Catholic Schools Week begins with this Sunday Mass, with these words from the opening prayer of the Mass: “Grant us, Lord our God, that we may honor you with all our mind, and love everyone in truth of heart.” We honor God by using our minds; God is glorified when we educate the human intellect that He gave us. Indeed, “a mind is a terrible thing to waste,” but much of what passes for education today cannot be considered independent and critical thinking. Many schools and most universities today, if I may be excused for saying so, simply generate groupthink and propaganda. It is simply irrational not to posit a First Cause to empirical phenomena, and a rightly-ordered society, a peaceful and just human community, begins by honoring this “First Cause” with our minds—being “mindful” of the First Principle and Final End of all reality. By using the minds God gave us, as the opening prayer continues, we attain the capacity to “love everyone in truth of heart.” One cannot love what one does not know, so education in the truth must precede love, and even basic respect, for others. Love comes through an understanding of Truth—the truth about God, the truth about man, the truth about all of the natural world. Authentic educators lead students to see the whole of reality, from the first principles of philosophy to an empirical knowledge of astronomy to molecular biology and subatomic physics, to geometric theorems and every kind of mathematics, to the science of history and languages and music and art. Every subject brings us to God’s truth, and every subject is integral to “Catholic” (meaning universal) education. Learning how to love by learning how the human person and the natural world works is the genius of Catholic education.
A New School
In 1894 God gave this part of San Francisco a precious gift: a new parish, which the Irish horse farmers out here asked to be called “Our Lady, Star of the Sea.” In 1909 God gave the Richmond District another treasure: a Catholic school taught by the sisters of St. Joseph. Five years ago the Archdiocesan superintendent of Schools asked me to make Star of the Sea School a Catholic Classical Academy, reclaiming the integrated classical method of teaching, the full patrimony of Catholic education. “Seek the Lord, you humble of the earth” the prophet Zephaniah tells us in the first reading. “Seek justice, seek humility.” The Catholic approach to education requires an intellectual humility that discovers knowledge rather than inventing it. The Catholic approach receives truths from God rather than fabricating our own “truths.”
Peace and Joy
Parents of our school tell me that their children are so much more peaceful at Stella Maris, and I think that this is because they are learning where they have come from and where they are going. Parents tell me that their children want to go to school now because each day reveals new wonders to them. Parents tell me that the anger and sadness with which they used to come home from school have been replaced by a joyful humility.

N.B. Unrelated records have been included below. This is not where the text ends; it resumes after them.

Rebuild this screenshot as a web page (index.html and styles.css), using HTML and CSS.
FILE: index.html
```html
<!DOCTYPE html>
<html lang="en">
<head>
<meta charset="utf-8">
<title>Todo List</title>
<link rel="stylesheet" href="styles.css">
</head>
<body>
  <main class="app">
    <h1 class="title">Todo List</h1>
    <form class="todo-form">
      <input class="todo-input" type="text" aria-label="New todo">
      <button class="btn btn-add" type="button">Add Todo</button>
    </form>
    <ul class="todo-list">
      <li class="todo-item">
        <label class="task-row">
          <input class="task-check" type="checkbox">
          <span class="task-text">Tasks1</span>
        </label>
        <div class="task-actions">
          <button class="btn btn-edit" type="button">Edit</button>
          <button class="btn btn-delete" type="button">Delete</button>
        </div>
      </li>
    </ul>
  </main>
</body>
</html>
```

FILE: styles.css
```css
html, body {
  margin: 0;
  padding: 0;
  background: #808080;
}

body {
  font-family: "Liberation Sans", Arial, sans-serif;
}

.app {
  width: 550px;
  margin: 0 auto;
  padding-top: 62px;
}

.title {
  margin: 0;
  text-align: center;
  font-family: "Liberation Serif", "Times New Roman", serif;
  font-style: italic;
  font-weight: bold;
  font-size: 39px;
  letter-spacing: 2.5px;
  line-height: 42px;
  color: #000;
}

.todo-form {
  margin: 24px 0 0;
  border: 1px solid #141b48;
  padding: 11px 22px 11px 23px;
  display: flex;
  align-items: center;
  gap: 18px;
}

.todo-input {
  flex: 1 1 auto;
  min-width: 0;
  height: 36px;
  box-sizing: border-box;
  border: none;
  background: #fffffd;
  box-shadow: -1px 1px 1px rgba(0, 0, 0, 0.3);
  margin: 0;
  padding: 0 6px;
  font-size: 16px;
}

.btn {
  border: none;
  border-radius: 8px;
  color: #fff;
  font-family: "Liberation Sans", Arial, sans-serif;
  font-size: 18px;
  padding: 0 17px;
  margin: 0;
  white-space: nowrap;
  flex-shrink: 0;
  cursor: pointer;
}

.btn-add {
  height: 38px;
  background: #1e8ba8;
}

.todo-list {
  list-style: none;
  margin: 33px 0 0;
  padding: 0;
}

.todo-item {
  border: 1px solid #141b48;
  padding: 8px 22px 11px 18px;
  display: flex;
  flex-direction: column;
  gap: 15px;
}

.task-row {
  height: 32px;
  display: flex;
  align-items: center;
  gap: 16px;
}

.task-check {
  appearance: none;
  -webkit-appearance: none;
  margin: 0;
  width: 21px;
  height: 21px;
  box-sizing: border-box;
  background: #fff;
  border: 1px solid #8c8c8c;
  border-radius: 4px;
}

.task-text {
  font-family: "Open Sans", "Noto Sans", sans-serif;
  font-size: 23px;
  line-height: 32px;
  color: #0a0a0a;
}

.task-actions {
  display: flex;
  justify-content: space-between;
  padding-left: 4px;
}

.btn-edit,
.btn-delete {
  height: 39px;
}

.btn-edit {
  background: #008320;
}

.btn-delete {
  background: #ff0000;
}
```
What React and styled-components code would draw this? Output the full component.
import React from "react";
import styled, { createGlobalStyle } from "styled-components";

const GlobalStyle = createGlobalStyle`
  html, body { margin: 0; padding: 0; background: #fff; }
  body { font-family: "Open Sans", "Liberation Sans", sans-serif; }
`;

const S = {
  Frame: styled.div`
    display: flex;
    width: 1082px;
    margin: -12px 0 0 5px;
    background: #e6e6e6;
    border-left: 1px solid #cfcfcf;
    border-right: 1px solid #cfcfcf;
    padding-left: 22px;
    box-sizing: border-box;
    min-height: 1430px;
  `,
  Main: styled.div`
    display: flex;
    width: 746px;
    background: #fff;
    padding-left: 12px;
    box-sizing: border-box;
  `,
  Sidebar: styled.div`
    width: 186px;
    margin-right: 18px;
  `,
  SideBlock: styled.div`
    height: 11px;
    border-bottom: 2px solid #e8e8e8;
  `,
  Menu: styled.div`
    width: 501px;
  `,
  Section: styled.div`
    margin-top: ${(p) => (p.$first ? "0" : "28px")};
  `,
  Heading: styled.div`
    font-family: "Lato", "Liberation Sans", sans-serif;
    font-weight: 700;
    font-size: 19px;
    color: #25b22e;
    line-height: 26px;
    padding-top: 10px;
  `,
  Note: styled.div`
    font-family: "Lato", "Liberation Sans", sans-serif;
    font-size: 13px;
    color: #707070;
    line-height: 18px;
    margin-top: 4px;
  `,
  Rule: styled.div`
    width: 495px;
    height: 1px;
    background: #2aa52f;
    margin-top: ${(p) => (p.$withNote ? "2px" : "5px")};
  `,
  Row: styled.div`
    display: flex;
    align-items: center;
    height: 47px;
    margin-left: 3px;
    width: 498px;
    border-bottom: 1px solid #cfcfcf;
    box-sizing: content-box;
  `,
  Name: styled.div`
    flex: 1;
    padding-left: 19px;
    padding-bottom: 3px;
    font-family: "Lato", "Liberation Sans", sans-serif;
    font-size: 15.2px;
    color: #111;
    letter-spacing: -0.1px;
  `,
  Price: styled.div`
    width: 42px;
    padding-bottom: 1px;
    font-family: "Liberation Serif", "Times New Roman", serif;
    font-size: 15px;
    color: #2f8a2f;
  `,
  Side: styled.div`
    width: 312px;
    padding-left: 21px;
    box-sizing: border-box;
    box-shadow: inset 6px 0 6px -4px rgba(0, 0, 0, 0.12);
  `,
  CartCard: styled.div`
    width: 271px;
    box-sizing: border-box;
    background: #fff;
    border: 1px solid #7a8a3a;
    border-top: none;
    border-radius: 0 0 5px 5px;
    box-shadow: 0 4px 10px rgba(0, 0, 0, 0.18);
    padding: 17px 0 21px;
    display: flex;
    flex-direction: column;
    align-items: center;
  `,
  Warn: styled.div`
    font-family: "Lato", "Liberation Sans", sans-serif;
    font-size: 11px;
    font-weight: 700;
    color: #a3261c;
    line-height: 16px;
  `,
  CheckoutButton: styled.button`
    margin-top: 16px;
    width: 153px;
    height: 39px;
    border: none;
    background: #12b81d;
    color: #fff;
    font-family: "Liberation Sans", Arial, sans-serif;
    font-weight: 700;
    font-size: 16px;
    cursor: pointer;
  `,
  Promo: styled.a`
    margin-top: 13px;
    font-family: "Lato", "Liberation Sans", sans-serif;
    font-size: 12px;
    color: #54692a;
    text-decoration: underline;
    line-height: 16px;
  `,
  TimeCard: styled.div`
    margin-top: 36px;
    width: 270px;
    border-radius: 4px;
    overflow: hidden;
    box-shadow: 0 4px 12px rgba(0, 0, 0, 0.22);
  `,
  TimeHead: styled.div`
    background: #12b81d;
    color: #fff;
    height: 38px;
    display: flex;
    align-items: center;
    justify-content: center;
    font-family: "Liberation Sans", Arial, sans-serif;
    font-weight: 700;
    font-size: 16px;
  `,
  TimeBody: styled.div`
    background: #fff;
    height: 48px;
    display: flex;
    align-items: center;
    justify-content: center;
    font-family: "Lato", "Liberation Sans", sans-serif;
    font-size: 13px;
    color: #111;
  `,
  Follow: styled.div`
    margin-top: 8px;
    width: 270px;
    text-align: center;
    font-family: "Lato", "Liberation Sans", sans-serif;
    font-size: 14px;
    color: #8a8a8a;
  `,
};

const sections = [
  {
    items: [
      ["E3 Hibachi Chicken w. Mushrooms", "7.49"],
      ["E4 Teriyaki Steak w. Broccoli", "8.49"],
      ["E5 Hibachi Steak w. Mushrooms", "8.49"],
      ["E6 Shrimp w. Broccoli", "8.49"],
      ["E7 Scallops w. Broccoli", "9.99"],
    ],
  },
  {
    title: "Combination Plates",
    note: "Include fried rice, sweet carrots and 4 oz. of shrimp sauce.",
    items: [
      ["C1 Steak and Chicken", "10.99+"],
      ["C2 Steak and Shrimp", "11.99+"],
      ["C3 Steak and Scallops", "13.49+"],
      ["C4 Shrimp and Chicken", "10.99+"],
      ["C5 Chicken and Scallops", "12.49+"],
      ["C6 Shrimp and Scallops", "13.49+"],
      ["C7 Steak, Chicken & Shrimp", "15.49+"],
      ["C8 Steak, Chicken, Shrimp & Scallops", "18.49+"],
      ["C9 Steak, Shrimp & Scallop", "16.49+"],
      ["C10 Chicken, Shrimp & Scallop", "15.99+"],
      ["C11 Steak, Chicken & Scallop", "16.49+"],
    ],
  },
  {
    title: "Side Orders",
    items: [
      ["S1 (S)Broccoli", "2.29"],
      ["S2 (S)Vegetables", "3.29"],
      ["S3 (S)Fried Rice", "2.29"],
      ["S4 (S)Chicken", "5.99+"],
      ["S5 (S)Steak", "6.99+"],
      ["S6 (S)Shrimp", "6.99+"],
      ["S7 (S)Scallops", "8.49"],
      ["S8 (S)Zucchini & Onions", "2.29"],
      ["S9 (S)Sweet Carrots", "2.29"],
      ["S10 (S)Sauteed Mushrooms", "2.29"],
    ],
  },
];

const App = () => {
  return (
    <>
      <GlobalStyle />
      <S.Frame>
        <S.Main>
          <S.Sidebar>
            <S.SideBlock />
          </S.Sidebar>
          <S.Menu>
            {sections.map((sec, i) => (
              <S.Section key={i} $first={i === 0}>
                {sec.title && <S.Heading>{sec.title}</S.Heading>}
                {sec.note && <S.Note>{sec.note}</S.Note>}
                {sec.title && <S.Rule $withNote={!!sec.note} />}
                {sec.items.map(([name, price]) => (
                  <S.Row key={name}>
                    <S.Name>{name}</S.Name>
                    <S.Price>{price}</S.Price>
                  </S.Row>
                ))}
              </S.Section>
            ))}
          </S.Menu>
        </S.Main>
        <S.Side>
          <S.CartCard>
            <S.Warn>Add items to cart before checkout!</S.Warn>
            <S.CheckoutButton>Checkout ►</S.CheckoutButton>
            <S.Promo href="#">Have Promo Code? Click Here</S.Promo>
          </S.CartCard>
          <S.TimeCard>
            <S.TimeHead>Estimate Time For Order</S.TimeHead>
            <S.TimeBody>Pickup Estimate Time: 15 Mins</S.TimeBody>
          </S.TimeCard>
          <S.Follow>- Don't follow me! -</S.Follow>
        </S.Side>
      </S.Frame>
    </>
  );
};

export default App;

Teaching our children the truth, goodness, and beauty of the natural order is how we “honor God with our minds.” Be mindful of heaven, and your mind will flourish on earth. Be mindful of the truths of God, and your mind will see the truths of man. A Catholic education does not teach children to “make” their own reality, or to control their environment, but to seek understanding and wisdom and beauty in the world as it is given to us. This intellectual humility and realism is what distinguishes a Catholic education. It is our patrimony, and the Archbishop has asked our parish school to reclaim what is rightfully ours as heirs of the Kingdom, for the glory of God and the good of the world.